Job:
Work out how many lines of the material below mention the word "React"; reply with the number only.

Dataset excerpt:
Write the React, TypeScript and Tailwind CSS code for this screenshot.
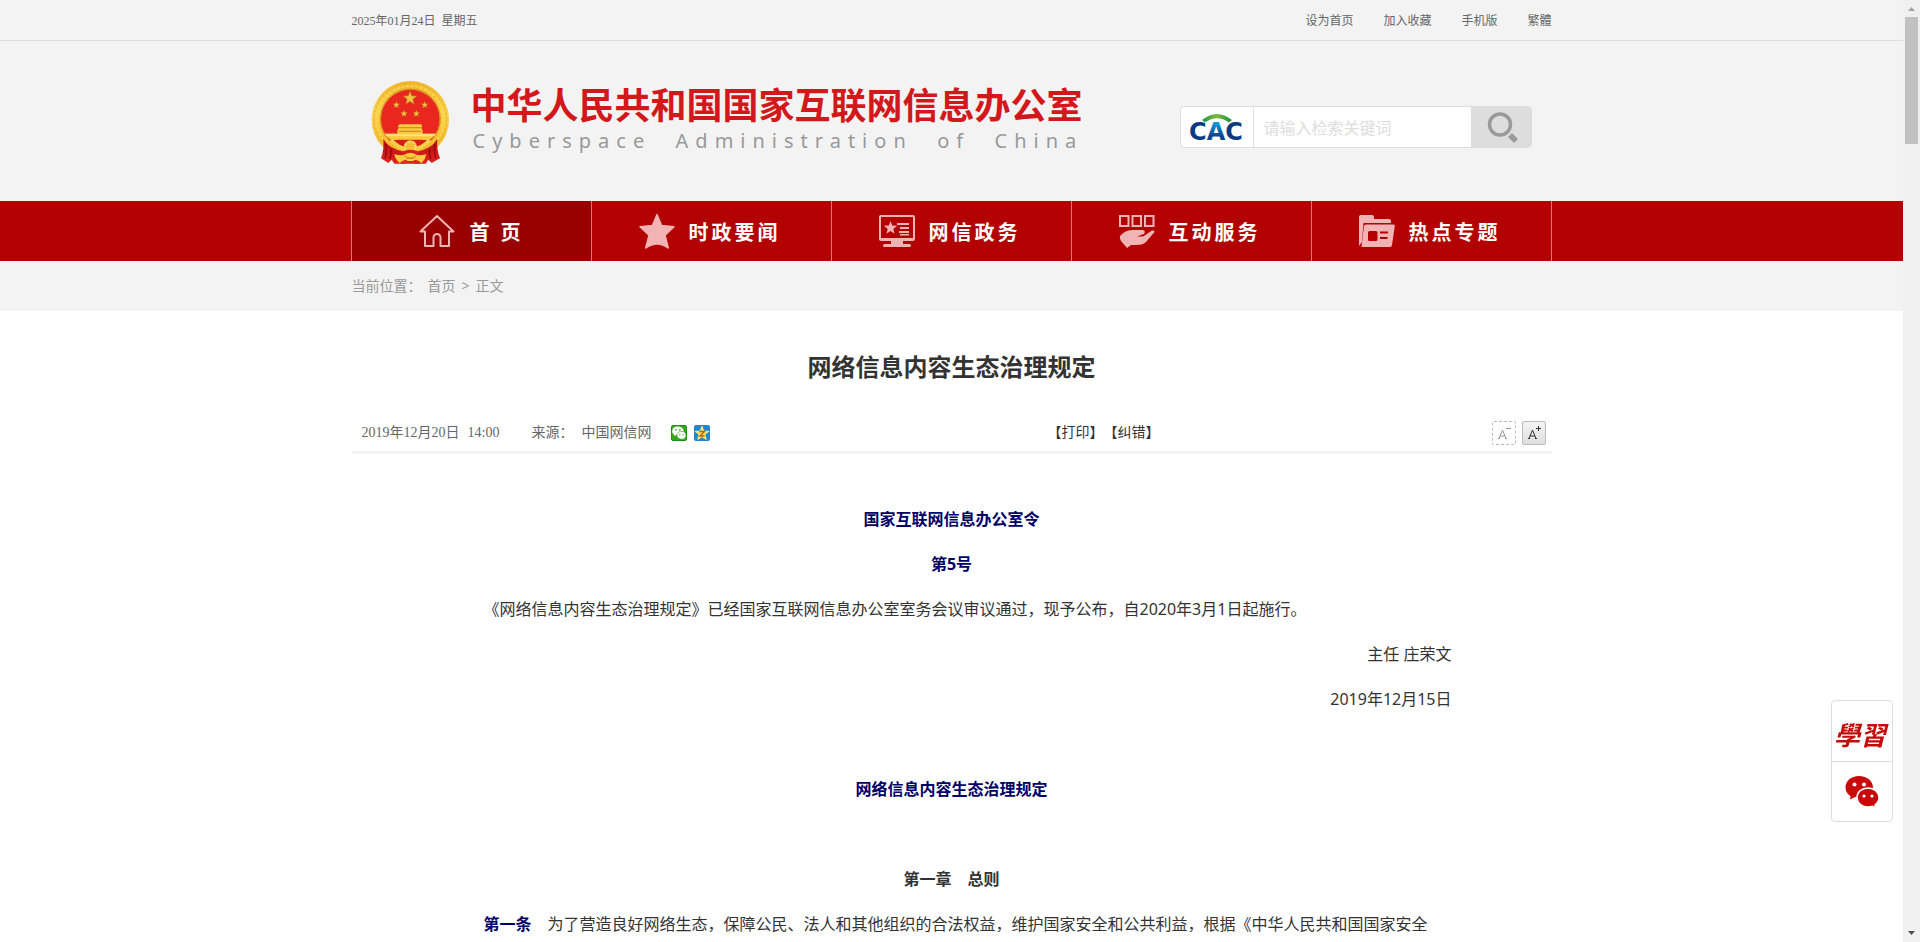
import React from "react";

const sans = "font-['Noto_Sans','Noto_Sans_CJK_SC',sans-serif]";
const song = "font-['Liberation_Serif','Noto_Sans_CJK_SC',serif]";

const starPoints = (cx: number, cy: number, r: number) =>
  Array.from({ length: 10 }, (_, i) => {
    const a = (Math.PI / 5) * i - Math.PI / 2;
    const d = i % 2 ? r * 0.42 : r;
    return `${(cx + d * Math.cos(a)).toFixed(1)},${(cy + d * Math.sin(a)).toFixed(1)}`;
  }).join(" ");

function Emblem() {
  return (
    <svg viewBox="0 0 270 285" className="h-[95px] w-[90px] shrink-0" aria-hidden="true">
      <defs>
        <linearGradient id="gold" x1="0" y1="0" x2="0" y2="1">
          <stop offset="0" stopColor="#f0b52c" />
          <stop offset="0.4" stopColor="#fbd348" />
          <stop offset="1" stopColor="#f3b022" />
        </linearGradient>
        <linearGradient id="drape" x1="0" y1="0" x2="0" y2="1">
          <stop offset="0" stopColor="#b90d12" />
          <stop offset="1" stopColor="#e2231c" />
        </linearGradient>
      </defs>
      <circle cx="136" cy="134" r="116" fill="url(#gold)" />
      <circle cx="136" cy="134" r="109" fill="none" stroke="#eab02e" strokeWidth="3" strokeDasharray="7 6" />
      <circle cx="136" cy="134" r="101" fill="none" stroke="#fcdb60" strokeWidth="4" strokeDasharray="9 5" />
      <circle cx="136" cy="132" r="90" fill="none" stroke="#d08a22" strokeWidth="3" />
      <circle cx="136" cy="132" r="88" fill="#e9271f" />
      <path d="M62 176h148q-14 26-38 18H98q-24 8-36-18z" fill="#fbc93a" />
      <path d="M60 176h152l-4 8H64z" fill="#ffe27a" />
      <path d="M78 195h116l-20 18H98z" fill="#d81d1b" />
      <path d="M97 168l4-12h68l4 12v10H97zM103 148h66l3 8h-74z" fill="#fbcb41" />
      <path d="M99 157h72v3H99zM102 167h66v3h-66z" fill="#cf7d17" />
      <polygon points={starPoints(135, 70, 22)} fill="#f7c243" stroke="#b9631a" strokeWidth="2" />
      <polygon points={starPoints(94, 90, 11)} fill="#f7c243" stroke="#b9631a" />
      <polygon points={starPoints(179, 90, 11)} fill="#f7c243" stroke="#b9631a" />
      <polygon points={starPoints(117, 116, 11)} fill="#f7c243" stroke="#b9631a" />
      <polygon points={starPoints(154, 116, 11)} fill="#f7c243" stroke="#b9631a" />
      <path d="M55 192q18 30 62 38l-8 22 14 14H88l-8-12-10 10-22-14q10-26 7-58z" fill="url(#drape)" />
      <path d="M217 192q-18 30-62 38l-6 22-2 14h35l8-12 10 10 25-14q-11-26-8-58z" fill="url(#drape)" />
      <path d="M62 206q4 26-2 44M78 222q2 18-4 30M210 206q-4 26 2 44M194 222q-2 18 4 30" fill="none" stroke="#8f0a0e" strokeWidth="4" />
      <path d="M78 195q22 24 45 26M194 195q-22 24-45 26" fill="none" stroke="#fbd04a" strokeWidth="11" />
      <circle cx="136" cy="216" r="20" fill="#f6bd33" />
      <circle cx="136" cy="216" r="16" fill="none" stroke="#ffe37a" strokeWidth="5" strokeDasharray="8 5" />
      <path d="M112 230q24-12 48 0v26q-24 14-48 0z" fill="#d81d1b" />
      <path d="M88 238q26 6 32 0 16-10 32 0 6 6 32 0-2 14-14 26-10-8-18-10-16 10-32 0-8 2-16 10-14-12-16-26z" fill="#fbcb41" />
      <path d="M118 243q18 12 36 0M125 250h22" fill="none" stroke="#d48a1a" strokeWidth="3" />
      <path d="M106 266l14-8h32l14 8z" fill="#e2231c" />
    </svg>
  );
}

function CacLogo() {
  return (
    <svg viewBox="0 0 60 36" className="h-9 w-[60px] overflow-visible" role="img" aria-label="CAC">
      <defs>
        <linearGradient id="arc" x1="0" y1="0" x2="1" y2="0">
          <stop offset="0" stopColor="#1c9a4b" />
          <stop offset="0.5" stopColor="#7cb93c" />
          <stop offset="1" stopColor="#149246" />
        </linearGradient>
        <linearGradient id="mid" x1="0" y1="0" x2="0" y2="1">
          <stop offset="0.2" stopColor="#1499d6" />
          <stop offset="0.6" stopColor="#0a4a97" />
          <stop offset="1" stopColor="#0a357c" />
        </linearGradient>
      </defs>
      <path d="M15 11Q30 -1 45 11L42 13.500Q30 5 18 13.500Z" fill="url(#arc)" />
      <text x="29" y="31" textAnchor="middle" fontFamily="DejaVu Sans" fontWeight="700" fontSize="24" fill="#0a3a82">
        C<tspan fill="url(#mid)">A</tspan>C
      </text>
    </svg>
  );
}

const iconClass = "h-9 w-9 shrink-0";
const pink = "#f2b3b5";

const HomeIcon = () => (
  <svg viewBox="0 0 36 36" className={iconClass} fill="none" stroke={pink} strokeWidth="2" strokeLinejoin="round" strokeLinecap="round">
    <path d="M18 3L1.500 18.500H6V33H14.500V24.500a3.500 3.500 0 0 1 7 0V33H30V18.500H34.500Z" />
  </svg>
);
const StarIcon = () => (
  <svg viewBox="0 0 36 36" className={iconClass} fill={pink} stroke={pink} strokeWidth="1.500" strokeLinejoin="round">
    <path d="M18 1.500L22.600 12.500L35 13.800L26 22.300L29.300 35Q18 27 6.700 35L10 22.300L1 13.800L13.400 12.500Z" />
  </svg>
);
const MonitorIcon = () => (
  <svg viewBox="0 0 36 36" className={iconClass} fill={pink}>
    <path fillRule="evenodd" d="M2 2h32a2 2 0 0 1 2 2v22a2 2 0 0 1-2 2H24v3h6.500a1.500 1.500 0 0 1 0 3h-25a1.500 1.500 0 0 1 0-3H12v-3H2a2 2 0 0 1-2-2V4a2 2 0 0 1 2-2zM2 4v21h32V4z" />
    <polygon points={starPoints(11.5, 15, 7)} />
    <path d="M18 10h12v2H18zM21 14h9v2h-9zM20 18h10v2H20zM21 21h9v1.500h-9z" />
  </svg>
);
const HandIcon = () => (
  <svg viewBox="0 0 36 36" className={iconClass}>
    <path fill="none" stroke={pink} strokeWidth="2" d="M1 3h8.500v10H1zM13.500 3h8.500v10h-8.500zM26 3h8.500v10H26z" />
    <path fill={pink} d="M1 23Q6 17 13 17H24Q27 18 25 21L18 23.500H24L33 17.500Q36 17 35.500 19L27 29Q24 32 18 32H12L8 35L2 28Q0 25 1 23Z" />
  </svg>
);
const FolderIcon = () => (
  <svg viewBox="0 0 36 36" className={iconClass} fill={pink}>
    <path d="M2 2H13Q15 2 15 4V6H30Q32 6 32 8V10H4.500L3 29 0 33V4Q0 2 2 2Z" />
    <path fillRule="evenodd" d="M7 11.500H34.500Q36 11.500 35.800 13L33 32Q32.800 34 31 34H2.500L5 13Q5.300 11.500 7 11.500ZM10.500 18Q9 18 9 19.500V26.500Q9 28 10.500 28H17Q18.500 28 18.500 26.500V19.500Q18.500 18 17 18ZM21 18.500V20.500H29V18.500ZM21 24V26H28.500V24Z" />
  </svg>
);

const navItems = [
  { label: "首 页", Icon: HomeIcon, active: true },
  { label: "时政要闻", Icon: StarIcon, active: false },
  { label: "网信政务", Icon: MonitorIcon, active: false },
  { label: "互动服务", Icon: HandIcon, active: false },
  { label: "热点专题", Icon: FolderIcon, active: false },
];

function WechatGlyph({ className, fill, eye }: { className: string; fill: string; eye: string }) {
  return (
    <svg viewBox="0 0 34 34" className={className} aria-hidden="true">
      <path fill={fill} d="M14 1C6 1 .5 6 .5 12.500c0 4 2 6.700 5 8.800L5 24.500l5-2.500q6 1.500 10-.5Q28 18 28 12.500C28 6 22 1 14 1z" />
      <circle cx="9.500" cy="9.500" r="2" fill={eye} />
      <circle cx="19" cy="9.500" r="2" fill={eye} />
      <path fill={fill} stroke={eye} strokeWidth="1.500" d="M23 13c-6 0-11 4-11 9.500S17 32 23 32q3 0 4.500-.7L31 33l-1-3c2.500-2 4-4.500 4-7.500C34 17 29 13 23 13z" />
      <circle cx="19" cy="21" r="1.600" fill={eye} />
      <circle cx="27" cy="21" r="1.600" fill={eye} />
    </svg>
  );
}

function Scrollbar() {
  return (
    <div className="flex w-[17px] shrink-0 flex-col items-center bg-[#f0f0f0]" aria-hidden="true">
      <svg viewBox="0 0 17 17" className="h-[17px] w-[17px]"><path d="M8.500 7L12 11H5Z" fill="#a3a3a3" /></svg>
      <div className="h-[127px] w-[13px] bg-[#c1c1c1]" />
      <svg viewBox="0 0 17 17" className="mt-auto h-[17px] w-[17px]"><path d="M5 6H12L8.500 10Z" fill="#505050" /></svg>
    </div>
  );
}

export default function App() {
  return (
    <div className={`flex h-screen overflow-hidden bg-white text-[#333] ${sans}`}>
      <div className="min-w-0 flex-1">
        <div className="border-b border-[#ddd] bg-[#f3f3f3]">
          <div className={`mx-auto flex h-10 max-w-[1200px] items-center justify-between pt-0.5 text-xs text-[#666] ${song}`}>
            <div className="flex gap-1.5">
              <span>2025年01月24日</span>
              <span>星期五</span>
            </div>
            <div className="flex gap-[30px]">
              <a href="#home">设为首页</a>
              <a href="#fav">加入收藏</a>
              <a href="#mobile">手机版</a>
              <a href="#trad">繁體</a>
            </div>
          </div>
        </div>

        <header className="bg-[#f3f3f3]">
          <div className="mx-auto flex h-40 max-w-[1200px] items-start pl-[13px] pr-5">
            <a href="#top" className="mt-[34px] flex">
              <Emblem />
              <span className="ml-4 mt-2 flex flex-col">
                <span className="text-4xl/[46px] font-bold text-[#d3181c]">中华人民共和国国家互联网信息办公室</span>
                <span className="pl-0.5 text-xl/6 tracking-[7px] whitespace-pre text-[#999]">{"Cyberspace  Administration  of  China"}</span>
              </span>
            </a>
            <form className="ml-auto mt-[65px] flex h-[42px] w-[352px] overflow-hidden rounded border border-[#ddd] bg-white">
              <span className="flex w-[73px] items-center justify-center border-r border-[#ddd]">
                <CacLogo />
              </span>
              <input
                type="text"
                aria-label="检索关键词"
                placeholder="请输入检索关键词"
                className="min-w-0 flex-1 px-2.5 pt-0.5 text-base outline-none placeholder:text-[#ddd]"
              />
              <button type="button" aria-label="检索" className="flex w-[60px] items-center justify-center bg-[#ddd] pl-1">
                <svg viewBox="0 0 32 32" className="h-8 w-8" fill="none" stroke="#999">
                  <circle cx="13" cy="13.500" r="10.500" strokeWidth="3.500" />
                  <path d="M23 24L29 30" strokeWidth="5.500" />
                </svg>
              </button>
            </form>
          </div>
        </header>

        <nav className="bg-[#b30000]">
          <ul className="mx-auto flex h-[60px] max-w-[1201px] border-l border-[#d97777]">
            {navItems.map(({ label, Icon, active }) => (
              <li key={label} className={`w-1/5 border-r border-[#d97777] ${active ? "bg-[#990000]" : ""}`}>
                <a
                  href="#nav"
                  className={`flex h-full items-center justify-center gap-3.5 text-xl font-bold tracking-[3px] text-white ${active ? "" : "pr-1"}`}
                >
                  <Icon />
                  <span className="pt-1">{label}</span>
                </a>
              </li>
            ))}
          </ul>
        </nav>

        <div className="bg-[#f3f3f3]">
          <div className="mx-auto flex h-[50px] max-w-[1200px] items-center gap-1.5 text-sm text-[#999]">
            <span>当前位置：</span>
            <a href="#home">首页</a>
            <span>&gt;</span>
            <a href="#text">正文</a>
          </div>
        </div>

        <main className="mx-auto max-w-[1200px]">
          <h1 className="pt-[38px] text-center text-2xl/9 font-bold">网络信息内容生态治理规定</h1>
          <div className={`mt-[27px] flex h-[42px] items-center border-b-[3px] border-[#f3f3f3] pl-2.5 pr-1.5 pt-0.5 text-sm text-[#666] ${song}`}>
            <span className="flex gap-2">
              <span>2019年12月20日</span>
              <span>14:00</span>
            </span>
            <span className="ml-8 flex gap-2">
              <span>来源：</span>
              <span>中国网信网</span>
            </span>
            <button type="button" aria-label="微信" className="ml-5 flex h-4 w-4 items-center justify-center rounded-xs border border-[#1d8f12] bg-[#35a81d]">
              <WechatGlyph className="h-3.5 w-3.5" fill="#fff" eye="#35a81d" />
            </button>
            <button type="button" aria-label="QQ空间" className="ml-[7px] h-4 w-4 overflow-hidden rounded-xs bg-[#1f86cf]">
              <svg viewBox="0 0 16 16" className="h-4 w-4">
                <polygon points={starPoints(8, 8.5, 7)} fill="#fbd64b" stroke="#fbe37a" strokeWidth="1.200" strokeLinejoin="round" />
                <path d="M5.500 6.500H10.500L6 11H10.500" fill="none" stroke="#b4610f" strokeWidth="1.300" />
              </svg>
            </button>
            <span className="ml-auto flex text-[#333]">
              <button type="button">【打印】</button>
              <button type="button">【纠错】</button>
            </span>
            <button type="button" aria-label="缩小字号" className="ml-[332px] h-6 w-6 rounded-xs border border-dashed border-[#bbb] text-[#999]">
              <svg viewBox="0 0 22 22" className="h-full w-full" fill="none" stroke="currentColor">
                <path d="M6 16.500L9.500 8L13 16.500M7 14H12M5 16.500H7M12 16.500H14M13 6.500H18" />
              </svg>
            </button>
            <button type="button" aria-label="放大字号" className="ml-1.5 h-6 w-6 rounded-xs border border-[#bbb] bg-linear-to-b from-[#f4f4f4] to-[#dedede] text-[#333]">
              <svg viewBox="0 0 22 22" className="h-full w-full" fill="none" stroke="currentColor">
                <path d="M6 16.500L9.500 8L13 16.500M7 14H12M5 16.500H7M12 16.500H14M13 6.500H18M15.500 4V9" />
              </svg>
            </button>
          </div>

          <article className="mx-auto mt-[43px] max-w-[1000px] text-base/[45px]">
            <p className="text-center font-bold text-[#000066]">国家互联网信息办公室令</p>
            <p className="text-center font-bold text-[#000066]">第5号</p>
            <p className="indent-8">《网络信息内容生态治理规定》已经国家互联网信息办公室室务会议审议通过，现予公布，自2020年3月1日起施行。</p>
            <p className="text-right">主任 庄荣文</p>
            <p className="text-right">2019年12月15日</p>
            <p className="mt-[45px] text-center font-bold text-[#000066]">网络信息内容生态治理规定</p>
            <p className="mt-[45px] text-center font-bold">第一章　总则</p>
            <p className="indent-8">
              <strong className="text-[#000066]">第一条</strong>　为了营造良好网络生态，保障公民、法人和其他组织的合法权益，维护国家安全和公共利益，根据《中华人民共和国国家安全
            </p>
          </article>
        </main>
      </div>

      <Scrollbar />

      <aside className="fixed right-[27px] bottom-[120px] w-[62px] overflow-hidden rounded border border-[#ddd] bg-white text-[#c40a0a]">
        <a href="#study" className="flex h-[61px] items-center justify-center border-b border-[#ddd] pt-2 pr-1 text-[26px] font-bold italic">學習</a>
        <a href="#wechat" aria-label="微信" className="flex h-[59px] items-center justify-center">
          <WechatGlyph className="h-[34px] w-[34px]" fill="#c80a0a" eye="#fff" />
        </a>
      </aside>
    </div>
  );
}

Task solution:
2